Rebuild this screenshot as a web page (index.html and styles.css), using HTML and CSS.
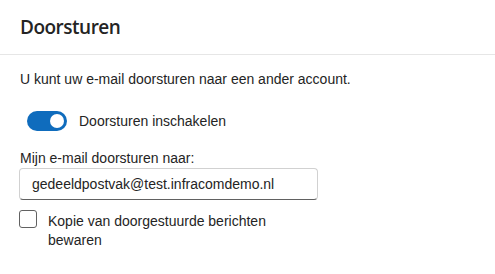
FILE: index.html
```html
<!DOCTYPE html>
<html lang="nl">
<head>
<meta charset="utf-8">
<link rel="stylesheet" href="styles.css">
</head>
<body>
<div class="panel">
  <header class="header">
    <h1 class="title">Doorsturen</h1>
  </header>
  <main class="content">
    <p class="intro">U kunt uw e-mail doorsturen naar een ander account.</p>
    <div class="toggle-row">
      <span class="toggle"><span class="knob"></span></span>
      <span class="toggle-label">Doorsturen inschakelen</span>
    </div>
    <label class="field-label">Mijn e-mail doorsturen naar:</label>
    <div class="input">gedeeldpostvak@test.infracomdemo.nl</div>
    <div class="check-row">
      <span class="checkbox"></span>
      <span class="check-label">Kopie van doorgestuurde berichten bewaren</span>
    </div>
  </main>
</div>
</body>
</html>
```
FILE: styles.css
```css
html, body {
  margin: 0;
  padding: 0;
  background: #ffffff;
}
body {
  font-family: "Liberation Sans", Arial, sans-serif;
  color: #242424;
  font-size: 14px;
}
.header {
  height: 54px;
  border-bottom: 1px solid #e6e6e6;
  padding: 0 20px;
  display: flex;
  align-items: center;
}
.title {
  margin: 0;
  font-family: "Open Sans", "Noto Sans", sans-serif;
  font-size: 19px;
  font-weight: 600;
  letter-spacing: -0.5px;
  line-height: 28px;
  margin-top: 0;
}
.content {
  padding: 14px 20px 0 20px;
}
.intro {
  margin: 0;
  line-height: 20px;
}
.toggle-row {
  display: flex;
  align-items: center;
  margin-top: 22px;
  padding-left: 7px;
  height: 20px;
}
.toggle {
  width: 40px;
  height: 20px;
  border-radius: 10px;
  background: #0f6cbd;
  display: flex;
  align-items: center;
  justify-content: flex-end;
  padding-right: 3px;
  box-sizing: border-box;
}
.knob {
  width: 14px;
  height: 14px;
  border-radius: 50%;
  background: #ffffff;
}
.toggle-label {
  margin-left: 12px;
  line-height: 20px;
}
.field-label {
  display: block;
  margin-top: 17px;
  line-height: 20px;
}
.input {
  margin-top: 0;
  width: 299px;
  height: 32px;
  box-sizing: border-box;
  border: 1px solid #d1d1d1;
  border-bottom-color: #616161;
  border-radius: 4px;
  padding: 0 12px;
  line-height: 30px;
  margin-left: -1px;
}
.check-row {
  display: flex;
  align-items: flex-start;
  margin-top: 10px;
  margin-left: -1px;
}
.checkbox {
  flex: none;
  width: 18px;
  height: 18px;
  box-sizing: border-box;
  border: 1px solid #616161;
  border-radius: 3px;
}
.check-label {
  margin-left: 11px;
  width: 240px;
  line-height: 19px;
  margin-top: 2px;
}
```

##########

### What you need to do
Repeat the data exactly, excluding the pictures.

### Exercise answer
Rebuild this screenshot as a web page (index.html and styles.css), using HTML and CSS.
FILE: index.html
```html
<!DOCTYPE html>
<html lang="nl">
<head>
<meta charset="utf-8">
<link rel="stylesheet" href="styles.css">
</head>
<body>
<div class="panel">
  <header class="header">
    <h1 class="title">Doorsturen</h1>
  </header>
  <main class="content">
    <p class="intro">U kunt uw e-mail doorsturen naar een ander account.</p>
    <div class="toggle-row">
      <span class="toggle"><span class="knob"></span></span>
      <span class="toggle-label">Doorsturen inschakelen</span>
    </div>
    <label class="field-label">Mijn e-mail doorsturen naar:</label>
    <div class="input">gedeeldpostvak@test.infracomdemo.nl</div>
    <div class="check-row">
      <span class="checkbox"></span>
      <span class="check-label">Kopie van doorgestuurde berichten bewaren</span>
    </div>
  </main>
</div>
</body>
</html>
```
FILE: styles.css
```css
html, body {
  margin: 0;
  padding: 0;
  background: #ffffff;
}
body {
  font-family: "Liberation Sans", Arial, sans-serif;
  color: #242424;
  font-size: 14px;
}
.header {
  height: 54px;
  border-bottom: 1px solid #e6e6e6;
  padding: 0 20px;
  display: flex;
  align-items: center;
}
.title {
  margin: 0;
  font-family: "Open Sans", "Noto Sans", sans-serif;
  font-size: 19px;
  font-weight: 600;
  letter-spacing: -0.5px;
  line-height: 28px;
  margin-top: 0;
}
.content {
  padding: 14px 20px 0 20px;
}
.intro {
  margin: 0;
  line-height: 20px;
}
.toggle-row {
  display: flex;
  align-items: center;
  margin-top: 22px;
  padding-left: 7px;
  height: 20px;
}
.toggle {
  width: 40px;
  height: 20px;
  border-radius: 10px;
  background: #0f6cbd;
  display: flex;
  align-items: center;
  justify-content: flex-end;
  padding-right: 3px;
  box-sizing: border-box;
}
.knob {
  width: 14px;
  height: 14px;
  border-radius: 50%;
  background: #ffffff;
}
.toggle-label {
  margin-left: 12px;
  line-height: 20px;
}
.field-label {
  display: block;
  margin-top: 17px;
  line-height: 20px;
}
.input {
  margin-top: 0;
  width: 299px;
  height: 32px;
  box-sizing: border-box;
  border: 1px solid #d1d1d1;
  border-bottom-color: #616161;
  border-radius: 4px;
  padding: 0 12px;
  line-height: 30px;
  margin-left: -1px;
}
.check-row {
  display: flex;
  align-items: flex-start;
  margin-top: 10px;
  margin-left: -1px;
}
.checkbox {
  flex: none;
  width: 18px;
  height: 18px;
  box-sizing: border-box;
  border: 1px solid #616161;
  border-radius: 3px;
}
.check-label {
  margin-left: 11px;
  width: 240px;
  line-height: 19px;
  margin-top: 2px;
}
```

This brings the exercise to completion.